WASHINGTON (Arrahmah.com) – Sekelompok dokumen pemerintah Tiongkok yang bocor mengungkap detail tindakan keras Cina terhadap warga Uighur dan Muslim lainnya di wilayah Xinjiang barat negara itu di bawah kepemimpinan Presiden Xi Jinping, New York Times melaporkan, dikutip Al Jazeera, Senin (18/11/2019).
Para pakar dan aktivis PBB mengatakan sedikitnya satu juta warga Uighur dan anggota kelompok minoritas Muslim lainnya telah ditahan di kamp-kamp di Xinjiang dalam tindakan keras yang mendapat kecaman dari Amerika Serikat dan negara-negara lain.
Dokumen-dokumen itu, yang menurut surat kabar pada Sabtu (16/11) dibocorkan oleh “seorang anggota partai politik Cina”, menunjukkan bagaimana Xi memberikan serangkaian pidato internal kepada para pejabat selama dan setelah kunjungan 2014 ke Xinjiang setelah serangan penikaman oleh pejuang Uighur di sebuah stasiun kereta api yang menewaskan 31 orang.

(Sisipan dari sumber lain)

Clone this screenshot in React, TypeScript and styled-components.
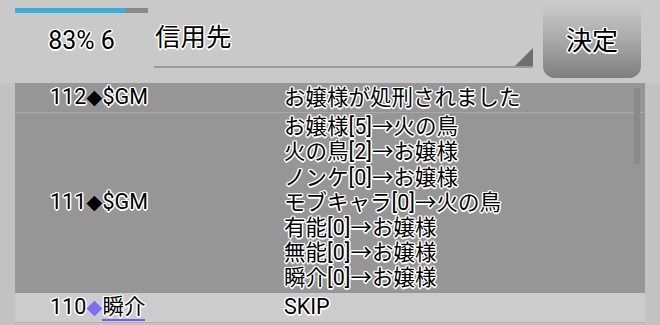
import React from 'react';
import styled, {createGlobalStyle} from 'styled-components';

const GlobalStyle = createGlobalStyle`
    html, body {
        margin: 0;
        padding: 0;
        background: #c9c9c9;
    }
    body {
        font-family: Roboto, "Noto Sans CJK JP", sans-serif;
        color: #000;
    }
`;

const outline = `
    text-shadow: -1px -1px 0 #fff, 1px -1px 0 #fff, -1px 1px 0 #fff, 1px 1px 0 #fff,
        0 -1.5px 0 #fff, 0 1.5px 0 #fff, -1.5px 0 0 #fff, 1.5px 0 0 #fff;
`;

const Screen = styled.div`
    width: 660px;
    height: 325px;
    overflow: hidden;
    display: flex;
    flex-direction: column;
`;

const Header = styled.div`
    display: flex;
    height: 83px;
    flex-shrink: 0;
`;

const StatusCol = styled.div`
    width: 133px;
    margin-left: 15px;
    padding-top: 8px;
    display: flex;
    flex-direction: column;
    align-items: center;
`;

const ProgressTrack = styled.div`
    width: 100%;
    height: 5px;
    background: #8a8a8a;
`;

const ProgressFill = styled.div`
    height: 100%;
    background: #3aaedc;
`;

const StatusText = styled.div`
    margin-top: 13px;
    font-size: 25px;
    line-height: 29px;
    ${outline}
`;

const SelectBox = styled.div`
    position: relative;
    width: 379px;
    height: 68px;
    margin-left: 6px;
    border-bottom: 2px solid #9a9a9a;
    padding: 23px 0 0 1px;
    box-sizing: border-box;
    font-size: 25.5px;
    line-height: 28px;
    ${outline}
`;

const SelectArrow = styled.div`
    position: absolute;
    right: 0;
    bottom: 0;
    width: 0;
    height: 0;
    border-left: 18px solid transparent;
    border-bottom: 18px solid #6e6e6e;
`;

const DecideButton = styled.button`
    margin: 2px 0 0 10px;
    width: 98px;
    height: 76px;
    border: none;
    border-radius: 12px;
    background: linear-gradient(to bottom, #cbcbcb 0%, #a9a9a9 50%, #7e7e7e 100%);
    font-family: Roboto, "Noto Sans CJK JP", sans-serif;
    font-size: 26px;
    color: #000;
    padding: 0 0 4px;
    ${outline}
`;

const ListArea = styled.div`
    position: relative;
    flex: 1;
    padding: 0 15px;
    background: #c2c2c2;
`;

const LogTable = styled.div`
    background: #969696;
`;

const Row = styled.div<{$light?: boolean; $border?: string}>`
    display: grid;
    grid-template-columns: 234px 1fr;
    align-items: center;
    padding: 1px 0 2px 35px;
    background: ${(p) => (p.$light ? '#cccccc' : '#969696')};
    border-bottom: ${(p) => (p.$border ? `1px solid ${p.$border}` : 'none')};
    font-size: 21.5px;
    line-height: 25.2px;
    ${outline}
`;

const NameCell = styled.div`
    white-space: nowrap;
`;

const MessageCell = styled.div`
    white-space: nowrap;
`;

const Diamond = styled.span<{$color: string}>`
    font-family: "DejaVu Sans", sans-serif;
    font-size: 21px;
    color: ${(p) => p.$color};
    text-shadow: 0 0 1px #fff;
`;

const PlayerName = styled.span`
    border-bottom: 2px solid #7b5cf2;
`;

const ScrollThumb = styled.div`
    position: absolute;
    top: 5px;
    right: 20px;
    width: 6px;
    height: 76px;
    border-radius: 2px;
    background: #8a8a8a;
`;

const votes = [
    'お嬢様[5]→火の鳥',
    '火の鳥[2]→お嬢様',
    'ノンケ[0]→お嬢様',
    'モブキャラ[0]→火の鳥',
    '有能[0]→お嬢様',
    '無能[0]→お嬢様',
    '瞬介[0]→お嬢様'
];

export default function App() {
    const progress = 83;
    return (
        <Screen>
            <GlobalStyle />
            <Header>
                <StatusCol>
                    <ProgressTrack>
                        <ProgressFill style={{width: `${progress}%`}} />
                    </ProgressTrack>
                    <StatusText>{progress}% 6</StatusText>
                </StatusCol>
                <SelectBox>
                    信用先
                    <SelectArrow />
                </SelectBox>
                <DecideButton>決定</DecideButton>
            </Header>
            <ListArea>
                <LogTable>
                    <Row $border="#a9a9a9">
                        <NameCell>
                            112<Diamond $color="#000">◆</Diamond>$GM
                        </NameCell>
                        <MessageCell>お嬢様が処刑されました</MessageCell>
                    </Row>
                    <Row>
                        <NameCell>
                            111<Diamond $color="#000">◆</Diamond>$GM
                        </NameCell>
                        <MessageCell>
                            {votes.map((v) => (
                                <div key={v}>{v}</div>
                            ))}
                        </MessageCell>
                    </Row>
                    <Row $light $border="#b5b5b5">
                        <NameCell>
                            110<Diamond $color="#7d6ff0">◆</Diamond>
                            <PlayerName>瞬介</PlayerName>
                        </NameCell>
                        <MessageCell>SKIP</MessageCell>
                    </Row>
                </LogTable>
                <ScrollThumb />
            </ListArea>
        </Screen>
    );
}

Laporan itu mengatakan Xi menyerukan “perjuangan habis-habisan melawan terorisme, infiltrasi, dan separatisme ‘menggunakan’ organ kediktatoran, ‘dan menunjukkan’ sama sekali tidak ada ampun’.”
Dokumen-dokumen tersebut menunjukkan bahwa ketakutan kepemimpinan Cina semakin meningkat oleh “serangan teroris” di negara-negara lain dan penarikan pasukan AS dari Afghanistan.

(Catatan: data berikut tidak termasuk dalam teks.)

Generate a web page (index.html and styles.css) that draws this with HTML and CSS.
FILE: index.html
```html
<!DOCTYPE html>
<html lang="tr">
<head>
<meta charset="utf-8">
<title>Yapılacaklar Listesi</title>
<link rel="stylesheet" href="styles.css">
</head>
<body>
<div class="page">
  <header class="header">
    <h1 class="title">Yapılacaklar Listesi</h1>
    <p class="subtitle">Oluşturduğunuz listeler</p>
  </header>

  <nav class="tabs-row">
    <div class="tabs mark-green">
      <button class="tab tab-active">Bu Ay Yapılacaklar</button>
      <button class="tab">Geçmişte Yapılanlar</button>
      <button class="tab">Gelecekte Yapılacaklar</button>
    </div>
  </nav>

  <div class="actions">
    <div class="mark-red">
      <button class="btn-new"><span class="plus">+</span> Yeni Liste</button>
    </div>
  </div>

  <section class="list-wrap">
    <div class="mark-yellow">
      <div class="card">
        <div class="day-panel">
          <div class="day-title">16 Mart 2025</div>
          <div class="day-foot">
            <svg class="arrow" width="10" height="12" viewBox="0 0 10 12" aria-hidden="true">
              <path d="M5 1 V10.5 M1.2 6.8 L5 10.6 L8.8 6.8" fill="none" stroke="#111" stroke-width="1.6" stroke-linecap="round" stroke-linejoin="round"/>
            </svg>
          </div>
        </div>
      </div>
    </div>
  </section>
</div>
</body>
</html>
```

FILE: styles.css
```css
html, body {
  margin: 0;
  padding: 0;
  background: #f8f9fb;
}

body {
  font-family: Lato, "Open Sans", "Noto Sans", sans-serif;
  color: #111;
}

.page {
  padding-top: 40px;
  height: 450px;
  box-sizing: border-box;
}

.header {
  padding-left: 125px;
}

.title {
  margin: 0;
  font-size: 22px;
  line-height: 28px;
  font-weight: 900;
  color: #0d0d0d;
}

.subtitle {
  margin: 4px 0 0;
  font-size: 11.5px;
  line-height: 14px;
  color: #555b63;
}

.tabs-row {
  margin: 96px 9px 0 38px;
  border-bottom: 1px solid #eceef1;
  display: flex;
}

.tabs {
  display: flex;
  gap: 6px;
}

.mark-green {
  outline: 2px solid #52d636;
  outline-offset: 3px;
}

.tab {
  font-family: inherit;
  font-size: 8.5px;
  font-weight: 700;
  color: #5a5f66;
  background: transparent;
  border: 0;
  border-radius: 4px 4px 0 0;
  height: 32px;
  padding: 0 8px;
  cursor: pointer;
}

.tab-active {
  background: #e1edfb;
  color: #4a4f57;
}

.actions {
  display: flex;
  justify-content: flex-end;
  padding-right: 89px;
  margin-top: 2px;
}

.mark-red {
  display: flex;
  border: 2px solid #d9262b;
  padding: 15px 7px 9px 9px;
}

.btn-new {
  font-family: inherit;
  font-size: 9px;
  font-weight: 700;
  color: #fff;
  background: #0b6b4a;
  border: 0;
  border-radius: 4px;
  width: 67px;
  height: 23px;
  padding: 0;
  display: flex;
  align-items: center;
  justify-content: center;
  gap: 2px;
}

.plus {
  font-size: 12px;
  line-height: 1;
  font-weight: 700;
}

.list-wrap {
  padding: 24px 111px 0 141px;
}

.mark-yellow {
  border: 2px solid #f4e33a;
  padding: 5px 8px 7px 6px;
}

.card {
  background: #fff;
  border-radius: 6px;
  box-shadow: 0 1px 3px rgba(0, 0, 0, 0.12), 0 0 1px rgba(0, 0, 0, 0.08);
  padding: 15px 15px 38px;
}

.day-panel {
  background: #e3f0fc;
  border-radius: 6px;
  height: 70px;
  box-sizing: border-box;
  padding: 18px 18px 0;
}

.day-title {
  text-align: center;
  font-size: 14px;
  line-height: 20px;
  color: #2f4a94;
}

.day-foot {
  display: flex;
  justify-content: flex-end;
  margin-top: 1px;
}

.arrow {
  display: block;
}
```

Tidak jelas bagaimana dokumen yang berjumlah 403 halaman dikumpulkan dan dipilih, kata surat kabar itu.
‘Bukan Chechnya yang lain’
Beijing membantah melakukan penganiayaan terhadap warga Uighur atau lainnya di Xinjiang, dengan mengatakan pihaknya memberikan pelatihan kejuruan untuk membantu membasmi kelompok garis keras Islam dan separatisme serta mengajarkan keterampilan baru.
Kementerian Luar Negeri Cina tidak segera menanggapi permintaan untuk berkomentar dari Reuters pada Minggu (17/11).
Surat kabar Global Times yang dikelola pemerintah mengatakan dalam sebuah editorial pada Senin (18/11) bahwa laporan itu “tidak memiliki moralitas” dan menuduh beberapa pihak Barat “ingin melihat Xinjiang dilanda kekerasan dan kekacauan ekstrem”.
Dikatakan Cina telah mengambil “langkah tegas” di wilayah itu untuk memastikan tidak menjadi “Republik Chechnya yang lain”.
Dokumen-dokumen tersebut menunjukkan bagaimana para pejabat diberi poin pembicaraan untuk menjelaskan kepada mahasiswa yang kembali bahwa anggota keluarga mereka telah dibawa pergi untuk pelatihan, dan bagaimana program menghadapi tekanan balik dari beberapa pejabat setempat, kata laporan itu.
Mereka juga menunjukkan bahwa kamp-kamp interniran berkembang dengan cepat setelah Chen Quanguo diangkat pada Agustus 2016 sebagai bos partai di wilayah itu, kata laporan tersebut. Chen telah mengambil garis keras untuk memadamkan kegelisahan terhadap kekuasaan Partai Komunis selama jabatan sebelumnya di Tibet. (Althaf/arrahmah.com)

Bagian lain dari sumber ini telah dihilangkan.